Hay todavía un par de facetas interesantes en Thatcher que primero limitarían su carrera política pero luego la catapultaría: su condición de mujer y el antecedente de haber sido durante varios años una simple tendera en un negocio familiar. En el primer caso vemos como es excluida de las decisiones sobre su propia candidatura por parte de los líderes varones mayoritarios en el partido; mientras que en el segundo, el provenir de la pequeña burguesía en una sociedad tan rígida como la británica, le daba mala imagen ante el electorado conservador. Sin embargo, justamente estas características permitirían, en determinado momento, que los conservadores la usen como imagen de una renovación política; más aún, cuando la nueva lideresa radicalizaría su orientación neoliberal, incluso más allá de lo tolerable por sus partidarios.
Es muy interesante, también, cómo estos elementos de la caracterización del personaje se manifiestan en situaciones insospechadas, como, por ejemplo, cuando luego de parar en seco y cuadrar al mediador norteamericano (el general y exsecretario de Estado) Alexander Haig en una reunión durante la guerra de Las Malvinas, se levantó se su asiento para ofrecerle el té, como si estuviera cumpliendo su rol de ama de casa en la intimidad del hogar y no en medio de una tensa negociación en torno a una guerra a desarrollarse a miles de kilómetros del territorio británico. Y con esto no agotamos otros buenos momentos de la película, debidos casi siempre a la genial y laboriosa caracterización conseguida por Meryl Streep; a la que debemos añadir el apoyo del veterano Jim Broadbent en el rol de Denis Thatcher, también logrado con solidez.
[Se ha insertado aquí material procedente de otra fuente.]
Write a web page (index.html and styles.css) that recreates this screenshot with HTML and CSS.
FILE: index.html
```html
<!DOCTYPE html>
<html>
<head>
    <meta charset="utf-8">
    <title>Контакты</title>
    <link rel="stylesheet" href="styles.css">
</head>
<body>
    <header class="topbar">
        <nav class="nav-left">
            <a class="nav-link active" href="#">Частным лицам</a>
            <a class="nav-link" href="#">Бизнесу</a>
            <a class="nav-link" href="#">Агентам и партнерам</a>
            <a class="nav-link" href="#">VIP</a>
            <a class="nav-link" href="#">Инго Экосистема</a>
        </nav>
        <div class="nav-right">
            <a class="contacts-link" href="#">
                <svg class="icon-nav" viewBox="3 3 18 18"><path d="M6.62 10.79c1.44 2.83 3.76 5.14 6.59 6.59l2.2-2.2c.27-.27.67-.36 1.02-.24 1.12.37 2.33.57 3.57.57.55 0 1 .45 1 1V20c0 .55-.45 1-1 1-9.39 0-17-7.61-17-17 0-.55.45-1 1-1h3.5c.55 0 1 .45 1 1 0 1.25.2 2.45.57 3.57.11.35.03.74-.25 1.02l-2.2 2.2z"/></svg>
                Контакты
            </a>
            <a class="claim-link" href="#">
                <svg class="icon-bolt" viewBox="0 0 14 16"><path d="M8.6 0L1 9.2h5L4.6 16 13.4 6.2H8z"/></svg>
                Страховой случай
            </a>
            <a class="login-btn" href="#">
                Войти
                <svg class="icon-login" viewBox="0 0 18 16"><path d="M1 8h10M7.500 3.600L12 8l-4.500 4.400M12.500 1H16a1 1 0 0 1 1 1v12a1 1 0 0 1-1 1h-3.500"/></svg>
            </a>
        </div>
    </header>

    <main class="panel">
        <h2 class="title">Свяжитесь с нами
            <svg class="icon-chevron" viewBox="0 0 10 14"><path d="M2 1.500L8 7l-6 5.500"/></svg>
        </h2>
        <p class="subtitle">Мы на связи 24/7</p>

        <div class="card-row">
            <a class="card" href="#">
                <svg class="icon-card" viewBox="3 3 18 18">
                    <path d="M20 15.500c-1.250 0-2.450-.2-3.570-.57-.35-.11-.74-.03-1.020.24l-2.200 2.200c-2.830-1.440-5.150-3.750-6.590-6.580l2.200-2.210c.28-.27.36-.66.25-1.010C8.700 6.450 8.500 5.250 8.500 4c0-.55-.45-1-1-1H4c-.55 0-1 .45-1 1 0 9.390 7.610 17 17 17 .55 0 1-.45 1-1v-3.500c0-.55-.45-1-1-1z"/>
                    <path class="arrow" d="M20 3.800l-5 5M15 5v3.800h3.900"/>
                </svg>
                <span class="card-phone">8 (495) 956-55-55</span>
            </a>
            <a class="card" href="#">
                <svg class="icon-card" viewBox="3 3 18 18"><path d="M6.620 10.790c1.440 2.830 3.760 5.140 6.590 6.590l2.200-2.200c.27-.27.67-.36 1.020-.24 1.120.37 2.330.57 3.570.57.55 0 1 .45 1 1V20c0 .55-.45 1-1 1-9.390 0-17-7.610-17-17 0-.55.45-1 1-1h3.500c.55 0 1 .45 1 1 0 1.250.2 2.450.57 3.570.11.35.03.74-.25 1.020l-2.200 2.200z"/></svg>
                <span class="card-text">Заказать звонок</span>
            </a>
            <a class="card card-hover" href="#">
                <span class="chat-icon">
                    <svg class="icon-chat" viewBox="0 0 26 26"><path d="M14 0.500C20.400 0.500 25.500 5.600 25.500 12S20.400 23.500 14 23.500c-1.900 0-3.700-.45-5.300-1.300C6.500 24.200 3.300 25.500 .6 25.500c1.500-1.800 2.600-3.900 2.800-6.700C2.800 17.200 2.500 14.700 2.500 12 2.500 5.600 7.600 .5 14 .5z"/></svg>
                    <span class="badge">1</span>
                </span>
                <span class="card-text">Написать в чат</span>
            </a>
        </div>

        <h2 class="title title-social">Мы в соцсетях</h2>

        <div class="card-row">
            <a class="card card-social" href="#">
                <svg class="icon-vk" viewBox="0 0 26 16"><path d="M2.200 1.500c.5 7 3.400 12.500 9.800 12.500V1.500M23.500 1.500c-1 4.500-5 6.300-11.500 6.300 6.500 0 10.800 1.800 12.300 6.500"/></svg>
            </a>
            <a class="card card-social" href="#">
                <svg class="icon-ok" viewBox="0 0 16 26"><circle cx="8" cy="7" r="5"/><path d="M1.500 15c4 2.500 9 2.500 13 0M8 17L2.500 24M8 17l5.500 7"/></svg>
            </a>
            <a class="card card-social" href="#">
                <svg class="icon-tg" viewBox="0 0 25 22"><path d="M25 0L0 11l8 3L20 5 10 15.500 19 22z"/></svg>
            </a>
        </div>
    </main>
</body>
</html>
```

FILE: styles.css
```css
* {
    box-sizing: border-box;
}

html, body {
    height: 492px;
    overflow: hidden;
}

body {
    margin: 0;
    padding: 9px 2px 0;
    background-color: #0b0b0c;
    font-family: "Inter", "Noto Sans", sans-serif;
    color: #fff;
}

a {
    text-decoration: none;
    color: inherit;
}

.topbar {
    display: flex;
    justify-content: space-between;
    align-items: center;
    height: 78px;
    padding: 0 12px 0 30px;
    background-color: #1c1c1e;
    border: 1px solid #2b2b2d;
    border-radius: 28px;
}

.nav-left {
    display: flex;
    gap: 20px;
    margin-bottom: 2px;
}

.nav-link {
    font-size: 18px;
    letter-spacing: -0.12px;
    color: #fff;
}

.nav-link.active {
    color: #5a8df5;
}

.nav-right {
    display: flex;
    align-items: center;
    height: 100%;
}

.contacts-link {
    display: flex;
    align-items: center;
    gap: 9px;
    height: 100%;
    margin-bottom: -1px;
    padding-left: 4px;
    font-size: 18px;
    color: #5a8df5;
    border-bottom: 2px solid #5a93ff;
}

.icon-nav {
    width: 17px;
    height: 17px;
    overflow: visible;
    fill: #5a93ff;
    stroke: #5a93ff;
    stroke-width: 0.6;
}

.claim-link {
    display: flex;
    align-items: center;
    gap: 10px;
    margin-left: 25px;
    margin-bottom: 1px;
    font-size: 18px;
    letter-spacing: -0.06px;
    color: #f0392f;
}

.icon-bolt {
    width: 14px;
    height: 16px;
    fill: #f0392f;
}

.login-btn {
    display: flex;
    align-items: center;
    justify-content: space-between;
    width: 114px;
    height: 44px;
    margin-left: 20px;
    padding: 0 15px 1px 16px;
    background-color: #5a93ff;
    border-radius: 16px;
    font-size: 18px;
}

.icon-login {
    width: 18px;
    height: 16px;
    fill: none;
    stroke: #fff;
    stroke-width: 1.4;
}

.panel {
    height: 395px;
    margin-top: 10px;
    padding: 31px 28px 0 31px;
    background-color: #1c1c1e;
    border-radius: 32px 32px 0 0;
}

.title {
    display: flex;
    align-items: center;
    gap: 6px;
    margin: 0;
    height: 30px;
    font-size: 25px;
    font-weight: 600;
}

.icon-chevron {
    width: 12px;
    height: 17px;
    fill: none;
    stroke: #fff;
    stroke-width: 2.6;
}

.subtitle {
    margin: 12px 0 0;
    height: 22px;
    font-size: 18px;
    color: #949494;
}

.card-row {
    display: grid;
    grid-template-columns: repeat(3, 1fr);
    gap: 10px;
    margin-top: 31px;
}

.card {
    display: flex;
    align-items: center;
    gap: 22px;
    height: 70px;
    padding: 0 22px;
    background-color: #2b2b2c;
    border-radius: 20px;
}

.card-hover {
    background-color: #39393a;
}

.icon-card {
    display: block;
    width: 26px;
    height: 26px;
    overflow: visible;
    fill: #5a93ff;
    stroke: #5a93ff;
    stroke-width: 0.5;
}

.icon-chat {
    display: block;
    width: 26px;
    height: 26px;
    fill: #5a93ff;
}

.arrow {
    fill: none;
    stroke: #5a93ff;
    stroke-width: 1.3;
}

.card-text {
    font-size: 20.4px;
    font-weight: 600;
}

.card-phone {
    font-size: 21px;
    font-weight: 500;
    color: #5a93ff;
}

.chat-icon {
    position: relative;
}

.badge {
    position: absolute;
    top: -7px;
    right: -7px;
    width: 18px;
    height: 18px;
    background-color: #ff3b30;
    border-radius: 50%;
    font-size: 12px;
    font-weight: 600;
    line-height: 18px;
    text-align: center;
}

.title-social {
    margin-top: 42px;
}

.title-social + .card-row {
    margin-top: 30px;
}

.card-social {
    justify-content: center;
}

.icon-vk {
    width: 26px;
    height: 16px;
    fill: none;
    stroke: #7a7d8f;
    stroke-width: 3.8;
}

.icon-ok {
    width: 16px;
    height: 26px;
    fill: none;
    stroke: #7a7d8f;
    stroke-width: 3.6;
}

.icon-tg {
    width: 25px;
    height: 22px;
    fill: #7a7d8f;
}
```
En suma, y pese a sus virtudes aquí reseñadas, La dama de hierro no alcanza a superar a «J. Edgar», aunque se le aproxima. Su debilidad principal es que las vueltas al pasado para mostrar acontecimientos y confrontaciones políticas resultan demasiado expeditivas (salvo, hasta cierto punto, la secuencia sobre la guerra de Las Malvinas), y terminan interrumpiendo y mitigando el registro emocional de la soledad y enfermedad de la protagonista; lo cual, a su vez, rompe la unidad dramática y envuelve a la cinta en un halo de frialdad. En este punto, la cinta de Eastwood al menos ofrece una mayor y más extensa continuidad de los temas por los que luchó su protagonista en sus flashbacks. Además, «J. Edgar» tiene un acabado formal más logrado que el filme de Lloyd, cuyo ensamblaje narrativo resulta un poco tosco.
Pese a ello, estamos ante una película más que interesante, disfrutable por la espléndida y multipremiada actuación de Meryl Streep y por un enfoque polémico de un personaje políticamente controversial.
The Iron Lady. Dir. Phyllida Lloyd | 105 min. | Reino Unido
Intérpretes: Meryl Streep (Margaret Thatcher), Jim Broadbent (Denis Thatcher), Richard E. Grant (Michael Heseltine), Iain Glen (Alfred Roberts), Anthony Head (Geoffrey Howe), Roger Allam (Gordon Reece), Alexandra Roach (Margaret Thatcher joven), Harry Lloyd (Denis Thatcher joven).